Only public, large private companies and private companies that are trustees of RSEs will be required to have a whistleblower policy. As a matter of good corporate governance however all companies should adopt a whistleblower policy to ensure the protections in the legislation are observed.
Companies required to have a whistleblower policy must ensure it is available to the officers and employees of the company.
What should a whistleblower policy cover?
To comply with the legislation, a whistleblower policy will need to contain:
- the protections available to the whistleblower;
- how to make a disclosure, including details of the people to whom disclosures may be made;
- information on how the company can support whistleblowers and protect them from victimising conduct by management or other employees;
- information about how the company will investigate disclosures;
- how the company will ensure fair treatment of employees who are mentioned in disclosures; and
- how the policy is to be made available to employees or officers of the company.

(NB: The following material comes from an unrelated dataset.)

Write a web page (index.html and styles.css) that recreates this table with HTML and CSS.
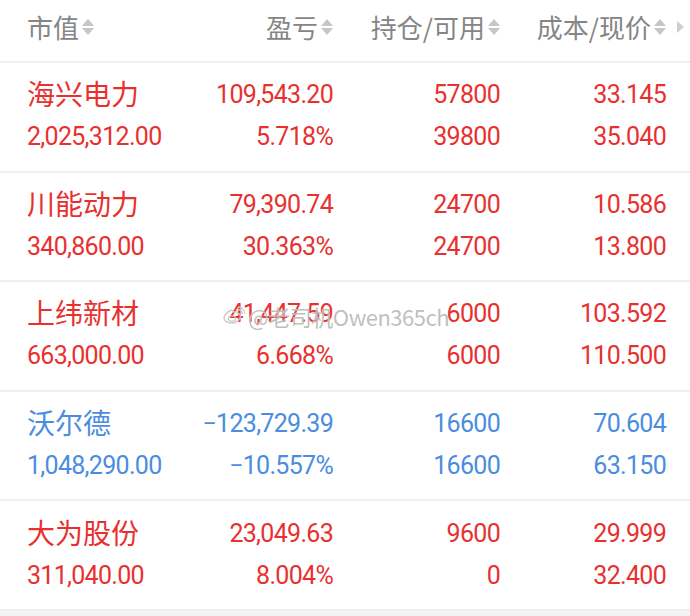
FILE: index.html
```html
<!DOCTYPE html>
<html lang="zh">
<head>
<meta charset="utf-8">
<title>持仓</title>
<link rel="stylesheet" href="styles.css">
</head>
<body>
<div class="page">
  <div class="head">
    <div class="hcell left">市值<span class="sort"></span></div>
    <div class="hcell">盈亏<span class="sort"></span></div>
    <div class="hcell">持仓/可用<span class="sort"></span></div>
    <div class="hcell">成本/现价<span class="sort"></span></div>
    <div class="more"><span class="tri"></span></div>
  </div>

  <div class="row up">
    <div class="name">海兴电力</div><div class="num">109,543.20</div><div class="num">57800</div><div class="num">33.145</div>
    <div class="val">2,025,312.00</div><div class="num">5.718%</div><div class="num">39800</div><div class="num">35.040</div>
  </div>
  <div class="row up">
    <div class="name">川能动力</div><div class="num">79,390.74</div><div class="num">24700</div><div class="num">10.586</div>
    <div class="val">340,860.00</div><div class="num">30.363%</div><div class="num">24700</div><div class="num">13.800</div>
  </div>
  <div class="row up wm-row">
    <div class="name">上纬新材</div><div class="num">41,447.59</div><div class="num">6000</div><div class="num">103.592</div>
    <div class="val">663,000.00</div><div class="num">6.668%</div><div class="num">6000</div><div class="num">110.500</div>
    <div class="watermark">
      <svg class="wb" viewBox="0 0 24 20" width="24" height="20"><path d="M10 17c-4.5 0-8-2-8-5 0-2.5 3-6 6.5-7.5 2-.8 3.3-.2 2.8 1.6 1.8-.6 4.5-1 4.2 1 1.5.4 3 1.3 3 3 0 3.5-4 6.9-8.5 6.9z" fill="none" stroke="#c8c8c8" stroke-width="1.4"/><ellipse cx="10" cy="12.5" rx="3.5" ry="2.6" fill="none" stroke="#c8c8c8" stroke-width="1.2"/><path d="M16 3.5c2.5 0 4.5 2 4.3 4.5M16 1c4 0 7 3.2 6.7 7" fill="none" stroke="#c8c8c8" stroke-width="1.3"/></svg>
      <span>@老司机Owen365ch</span>
    </div>
  </div>
  <div class="row down">
    <div class="name">沃尔德</div><div class="num">−123,729.39</div><div class="num">16600</div><div class="num">70.604</div>
    <div class="val">1,048,290.00</div><div class="num">−10.557%</div><div class="num">16600</div><div class="num">63.150</div>
  </div>
  <div class="row up">
    <div class="name">大为股份</div><div class="num">23,049.63</div><div class="num">9600</div><div class="num">29.999</div>
    <div class="val">311,040.00</div><div class="num">8.004%</div><div class="num">0</div><div class="num">32.400</div>
  </div>
  <div class="tail"></div>
</div>
</body>
</html>
```

FILE: styles.css
```css
html, body {
  margin: 0;
  padding: 0;
  background: #ffffff;
}
.page {
  width: 690px;
  height: 616px;
  overflow: hidden;
  font-family: Roboto, "Noto Sans CJK SC", sans-serif;
}
.head {
  display: grid;
  grid-template-columns: 160px 146px 167px 166px 24px;
  align-items: center;
  height: 60px;
  padding-left: 27px;
  padding-bottom: 1px;
  box-sizing: content-box;
  border-bottom: 2px solid #efefef;
  color: #858585;
  font-family: "Noto Sans CJK SC", sans-serif;
  font-size: 26px;
}
.hcell {
  display: flex;
  align-items: center;
  justify-content: flex-end;
  line-height: 1;
  padding-bottom: 6px;
}
.hcell.left { justify-content: flex-start; }
.sort {
  display: inline-flex;
  flex-direction: column;
  gap: 2px;
  margin-left: 3px;
  width: 12px;
}
.sort::before, .sort::after {
  content: "";
  width: 0;
  height: 0;
  border-left: 6px solid transparent;
  border-right: 6px solid transparent;
}
.sort::before { border-bottom: 7px solid #c6c6c6; }
.sort::after { border-top: 7px solid #c6c6c6; }
.more {
  display: flex;
  justify-content: flex-end;
  padding-right: 6px;
  padding-bottom: 6px;
}
.tri {
  width: 0;
  height: 0;
  border-top: 6px solid transparent;
  border-bottom: 6px solid transparent;
  border-left: 7px solid #cfcfcf;
}
.row {
  position: relative;
  display: grid;
  grid-template-columns: 160px 146px 167px 166px;
  grid-template-rows: 42px 42px;
  align-content: center;
  align-items: center;
  height: 107.6px;
  padding-left: 27px;
  padding-bottom: 0;
  border-bottom: 2px solid #efefef;
  box-sizing: content-box;
}
.row > div:not(.watermark) { transform: translateY(-1px); }
.row.up { color: #e8312f; }
.row.down { color: #4a8ddf; }
.name {
  font-family: "Noto Sans CJK SC", sans-serif;
  font-size: 28px;
  line-height: 1;
  margin-top: -3px;
}
.val, .num {
  font-size: 25px;
  letter-spacing: -0.7px;
  line-height: 1;
}
.num { text-align: right; }
.watermark {
  position: absolute;
  left: 222px;
  top: 18px;
  display: flex;
  align-items: center;
  gap: 2px;
  color: rgba(170, 170, 170, 0.75);
  font-family: "Noto Sans CJK SC", sans-serif;
  font-size: 22px;
  letter-spacing: -0.5px;
  text-shadow: 0 0 1px rgba(255,255,255,0.8);
  pointer-events: none;
}
.tail {
  height: 10px;
  background: #f4f4f4;
}
```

The rationale for the policy is to improve company culture and transparency, as well as to deter wrongdoing. Failure to comply with the requirement to have a whistleblower policy is an offence. The current fine is $12,600.
An example of a whistleblower policy in action is the “Deloitte Whistleblower Service”, which functions as an anonymous online tip-off form for Deloitte managed by an external company. When a disclosure is made through the service, the external company files a report to a nominated person within Deloitte who then assesses the report and decides whether an investigation should take place.
Takeaways for Companies
All companies should be aware of the whistleblower legislation, so that they know how to respond if a protected disclosure is made. A failure to comply with the legislation can lead to heavy penalties.
Public companies, large private companies and private companies that are trustees of RSEs will be required to implement whistleblower policies. As a matter of good corporate governance, all companies should have a whistleblower policy, to ensure the protections in the legislation for whistleblowers are observed.